The configuration is the same as for the Front-end above: simply mount in each Host the datastore directories in /var/lib/one/datastores/<datastore_id>.

Automatic Setup

Automatic NFS setup is an opt-in feature in the NFS drivers. It’s controlled via the NFS_AUTO_* family of datastore attributes documented below. If enabled, OpenNebula will lazily mount the NFS share on demand (either on Hosts or the Front-end) before an operation requires it. Also, for the transfer operations where it makes sense (for example, when deploying a VM which uses a NFS-backed system image), the mounting information is persisted to the Host’s /etc/fstab.

The unmounting/fstab cleanup is performed in a lazy way, similar to mounting. This means regular VM operations (e.g., deploy or terminate) will check whether the current machine has mounted a datastore which either has NFS_AUTO_ENABLE set to no, or does not exist anymore, and clean it up.

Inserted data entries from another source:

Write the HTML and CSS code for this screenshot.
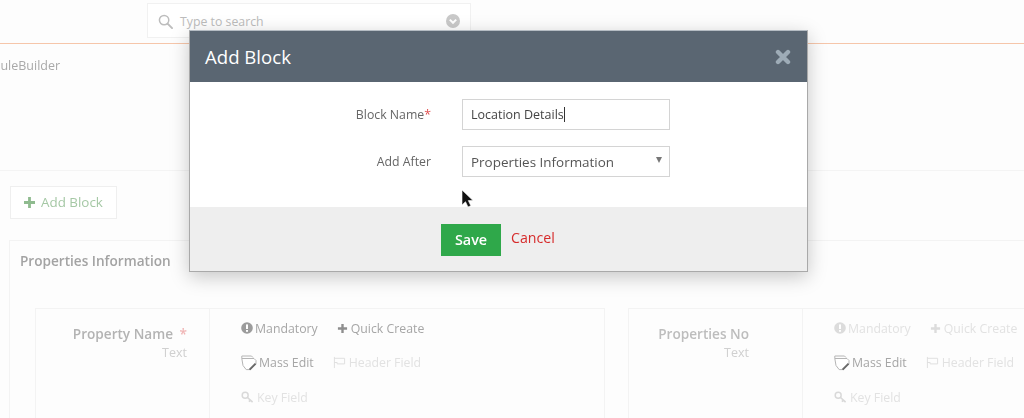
FILE: index.html
```html
<!DOCTYPE html>
<html lang="en">
<head>
<meta charset="utf-8">
<title>Add Block</title>
<link rel="stylesheet" href="styles.css">
</head>
<body>
<div class="page">
  <header class="topbar">
    <div class="search">
      <svg class="search-icon" viewBox="0 0 16 16" width="15" height="15"><circle cx="6.5" cy="6.5" r="5" fill="none" stroke="#bdbdbd" stroke-width="1.6"/><path d="M10.2 10.2 15 15" stroke="#bdbdbd" stroke-width="2" stroke-linecap="round"/></svg>
      <span class="search-text">Type to search</span>
      <svg class="search-caret" viewBox="0 0 14 14" width="14" height="14"><circle cx="7" cy="7" r="7" fill="#c9c9c9"/><path d="M3.8 5.6 7 8.8l3.2-3.2" fill="none" stroke="#fff" stroke-width="2"/></svg>
    </div>
  </header>
  <div class="crumb"><span class="crumb-text">ModuleBuilder</span></div>
  <div class="actions">
    <button class="add-block"><svg class="plus" viewBox="0 0 11 11" width="11" height="11"><path d="M5.5 0v11M0 5.5h11" stroke="#8fbb8f" stroke-width="2.8"/></svg>Add Block</button>
  </div>
  <section class="block">
    <h2 class="block-title">Properties Information</h2>
    <div class="fields">
      <article class="field">
        <div class="field-name">
          <div class="name strong">Property Name <span class="req">*</span></div>
          <div class="type">Text</div>
        </div>
        <div class="props">
          <div class="prop-row">
            <span class="prop on tight"><svg viewBox="0 0 12 12" width="12" height="12"><circle cx="6" cy="6" r="5.8" fill="#9c9c9c"/><rect x="5" y="2.4" width="2" height="4.6" fill="#fff"/><rect x="5" y="8" width="2" height="1.8" fill="#fff"/></svg>Mandatory</span>
            <span class="prop on"><svg viewBox="0 0 12 12" width="11" height="11"><path d="M6 1v10M1 6h10" stroke="#8e8e8e" stroke-width="2.6"/></svg>Quick Create</span>
          </div>
          <div class="prop-row">
            <span class="prop on tight"><svg viewBox="0 0 16 16" width="16" height="16"><path d="M.8 3.5V1h9.7l1.5 1.5" fill="none" stroke="#b5b5b5"/><path d="M.8 3.5h12.2L15 5.5v3.2L9.5 14.6H5.2L2 10.5z" fill="#fff" stroke="#b5b5b5"/><path d="M8.6 14.6l6-6" stroke="#6a6a6a" stroke-width="2"/></svg>Mass Edit</span>
            <span class="prop off"><svg viewBox="0 0 14 14" width="13" height="13"><path d="M1.5 1v12M1.5 2.5h11v6h-8V7h-3" fill="none" stroke="#dedede"/></svg>Header Field</span>
          </div>
          <div class="prop-row">
            <span class="prop off"><svg viewBox="0 0 14 14" width="13" height="13"><circle cx="4.5" cy="4.5" r="3.2" fill="none" stroke="#d9d9d9" stroke-width="1.6"/><path d="M7 7l5.5 5M10 10l-1.5 1.5" stroke="#d9d9d9" stroke-width="1.8"/></svg>Key Field</span>
          </div>
        </div>
      </article>
      <article class="field">
        <div class="field-name no-star">
          <div class="name">Properties No</div>
          <div class="type">Text</div>
        </div>
        <div class="props">
          <div class="prop-row">
            <span class="prop off tight"><svg viewBox="0 0 12 12" width="12" height="12"><circle cx="6" cy="6" r="5.8" fill="#dcdcdc"/><rect x="5" y="2.4" width="2" height="4.6" fill="#fff"/><rect x="5" y="8" width="2" height="1.8" fill="#fff"/></svg>Mandatory</span>
            <span class="prop off"><svg viewBox="0 0 12 12" width="11" height="11"><path d="M6 1v10M1 6h10" stroke="#dcdcdc" stroke-width="2.6"/></svg>Quick Create</span>
          </div>
          <div class="prop-row">
            <span class="prop on tight"><svg viewBox="0 0 16 16" width="16" height="16"><path d="M.8 3.5V1h9.7l1.5 1.5" fill="none" stroke="#b5b5b5"/><path d="M.8 3.5h12.2L15 5.5v3.2L9.5 14.6H5.2L2 10.5z" fill="#fff" stroke="#b5b5b5"/><path d="M8.6 14.6l6-6" stroke="#6a6a6a" stroke-width="2"/></svg>Mass Edit</span>
            <span class="prop off"><svg viewBox="0 0 14 14" width="13" height="13"><path d="M1.5 1v12M1.5 2.5h11v6h-8V7h-3" fill="none" stroke="#dedede"/></svg>Header Field</span>
          </div>
          <div class="prop-row">
            <span class="prop off"><svg viewBox="0 0 14 14" width="13" height="13"><circle cx="4.5" cy="4.5" r="3.2" fill="none" stroke="#d9d9d9" stroke-width="1.6"/><path d="M7 7l5.5 5M10 10l-1.5 1.5" stroke="#d9d9d9" stroke-width="1.8"/></svg>Key Field</span>
          </div>
        </div>
      </article>
    </div>
  </section>
</div>

<div class="modal">
  <div class="modal-head">
    <h1 class="modal-title">Add Block</h1>
    <svg class="modal-close" viewBox="0 0 16 16" width="16" height="16"><path d="M3 3l10 10M13 3 3 13" stroke="#9eacb7" stroke-width="4.4" stroke-linecap="round"/></svg>
  </div>
  <div class="modal-body">
    <div class="form-row">
      <label class="form-label">Block Name<span class="star">*</span></label>
      <div class="input"><span>Location Details</span><span class="caret"></span></div>
    </div>
    <div class="form-row">
      <label class="form-label">Add After</label>
      <div class="input select"><span>Properties Information</span><span class="arrow"></span></div>
    </div>
  </div>
  <div class="modal-foot">
    <button class="save">Save</button>
    <a class="cancel">Cancel</a>
  </div>
</div>

<svg class="cursor" viewBox="0 0 12 18" width="12" height="18"><path d="M1 0v15l3.5-3.3L7 17l2.8-1.3L7.3 10.6H12z" fill="#111" stroke="#fff" stroke-width=".6"/></svg>
</body>
</html>
```

FILE: styles.css
```css
* { box-sizing: border-box; }
html, body { margin: 0; height: 100%; overflow: hidden; }
body { background: #fdfdfd; font-family: "Open Sans", sans-serif; color: #a8a8a8; position: relative; }
.page { width: 1024px; height: 418px; overflow: hidden; filter: blur(.3px); }

.topbar { height: 44px; border-bottom: 1px solid #f6c6aa; padding: 3px 0 0 147px; }
.search { width: 324px; height: 35px; background: #fff; border: 1px solid #f1f1f1; display: flex; align-items: center; padding: 1px 10px 0; }
.search-icon { margin-right: 7px; }
.search-text { flex: 1; font-size: 12.3px; color: #bcbcbc; }

.crumb { height: 127px; border-bottom: 1px solid #f4f4f4; padding-top: 13px; }
.crumb-text { display: block; margin-left: -26px; font-size: 12.5px; line-height: 18px; color: #a9a9a9; }

.actions { padding: 15px 0 0 10px; height: 69px; }
.add-block { width: 107px; height: 33px; background: #fff; border: 1px solid #efefef; font: 13.4px "Open Sans", sans-serif; color: #a5c8a5; display: flex; align-items: center; padding: 0 0 2px 13px; }
.plus { margin: 1px 6px 0 0; flex: none; }

.block { margin-left: 9px; width: 1030px; height: 200px; border: 1px solid #f3f3f3; padding: 0 0 0 25px; }
.block-title { margin: 10px 0 0 -15px; font-size: 13.6px; line-height: 20px; font-weight: 600; color: #a3a3a3; }
.fields { display: flex; gap: 23px; margin-top: 37px; }
.field { width: 570px; height: 150px; border: 1px solid #f3f3f3; display: flex; flex: none; }
.field-name { width: 174px; border-right: 1px solid #f3f3f3; padding: 16px 22px 0 0; text-align: right; flex: none; }
.field-name.no-star { padding-right: 53px; }
.name { font-size: 13.6px; line-height: 18px; font-weight: 600; color: #bdbdbd; white-space: nowrap; }
.name.strong { color: #b3b3b3; }
.req { color: #f0b5b5; margin-left: 3px; }
.type { font-size: 12.5px; line-height: 18px; margin-top: 1px; color: #d0d0d0; }
.props { padding: 10px 0 0 31px; display: flex; flex-direction: column; gap: 16.5px; }
.prop-row { display: flex; height: 18px; align-items: center; gap: 19px; }
.prop { display: inline-flex; align-items: center; gap: 3px; font-size: 12.3px; white-space: nowrap; }
.prop.on { color: #a6a6a6; }
.prop.off { color: #e2e2e2; }
.prop.tight { gap: 2px; }

.modal { position: absolute; left: 189px; top: 30px; width: 619px; height: 242px; background: #fff; border: 1px solid #a9a9a9; border-top-color: #b5bcc3; box-shadow: 0 5px 18px rgba(0,0,0,.22); display: flex; flex-direction: column; filter: blur(.3px); }
.modal-head { height: 51px; background: #5a6672; display: flex; align-items: center; justify-content: space-between; padding: 0 16px 0 15px; flex: none; }
.modal-title { margin: 0; font-size: 18.6px; font-weight: 400; color: #fff; }
.modal-body { height: 125px; padding-top: 17px; display: flex; flex-direction: column; gap: 16px; flex: none; }
.form-row { display: flex; align-items: center; }
.form-label { width: 241px; text-align: right; font-size: 12.3px; color: #666; }
.star { color: #e05050; }
.input { margin-left: 31px; width: 208px; height: 31px; border: 1px solid #d4d4d4; display: flex; align-items: center; padding: 0 8px; font-size: 12.5px; color: #444; background: #fff; }
.caret { width: 1px; height: 15px; background: #333; }
.select { justify-content: space-between; font-size: 13.45px; color: #555; }
.arrow { width: 0; height: 0; border: 3.5px solid transparent; border-top: 6px solid #777; border-bottom: 0; margin: 0 -1px 3px 0; }
.modal-foot { flex: 1; background: #eee; display: flex; align-items: center; padding-left: 251px; gap: 10px; }
.save { width: 60px; height: 32px; margin-top: 1px; background: #2fa84a; border: 0; color: #fff; font: 600 14.4px "Open Sans", sans-serif; padding: 0; }
.cancel { font-size: 14.2px; color: #d62b2b; margin-top: -3px; }

.cursor { position: absolute; left: 461px; top: 190px; }
```
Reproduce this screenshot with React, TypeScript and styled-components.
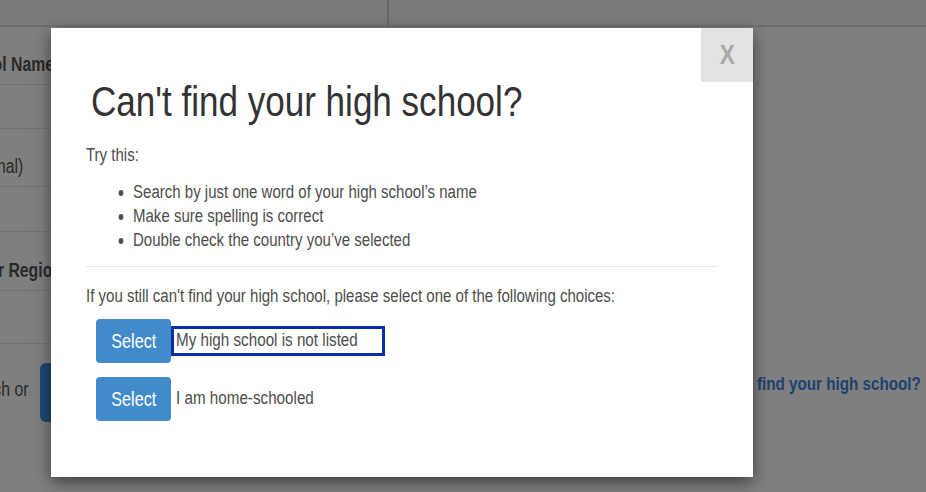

Other than that, the system state at the end will be similar to the way specified in the Manual Setup sections; each datastore will mount its own NFS share in /var/lib/one/datastores/<datastore_id>. In fact, there is no issue in mixing operations between datastores (i.e., managing some of them manually and some others automatically).

OpenNebula Configuration

Once Host and Front-end storage have been is set up, the OpenNebula configuration comprises the creation of the Image and System Datastores.

Create System Datastore

To create a new System Datastore, you need to set following (template) parameters:

AttributeDescription
NAMEName of datastore
TYPESYSTEM_DS
TM_MADshared for shared transfer mode
qcow2 for qcow2 transfer mode
BRIDGE_LISTSpace-separated list of hosts with system DS mounted

This can be done either in Sunstone or through the CLI; for example, to create a System Datastore using the shared mode simply enter:

$ cat systemds.txt
NAME    = nfs_system
TM_MAD  = shared
TYPE    = SYSTEM_DS

$ onedatastore create systemds.txt
ID: 101

Create Image Datastore

To create a new Image Datastore, you need to set the following (template) parameters:

Configuration Attributes for NFS/NAS Datastores

AttributeValuesDescription
NAMEName of datastore
DS_MADfsDatastore driver to use
TM_MADshared or qcow2Transfer driver, qcow2 uses specialized operations for qcow2 files
CONVERTyes (default) or noIf DRIVER is set on the image datastore, this option controls whether the images in different formats are internally converted into the DRIVER format on import.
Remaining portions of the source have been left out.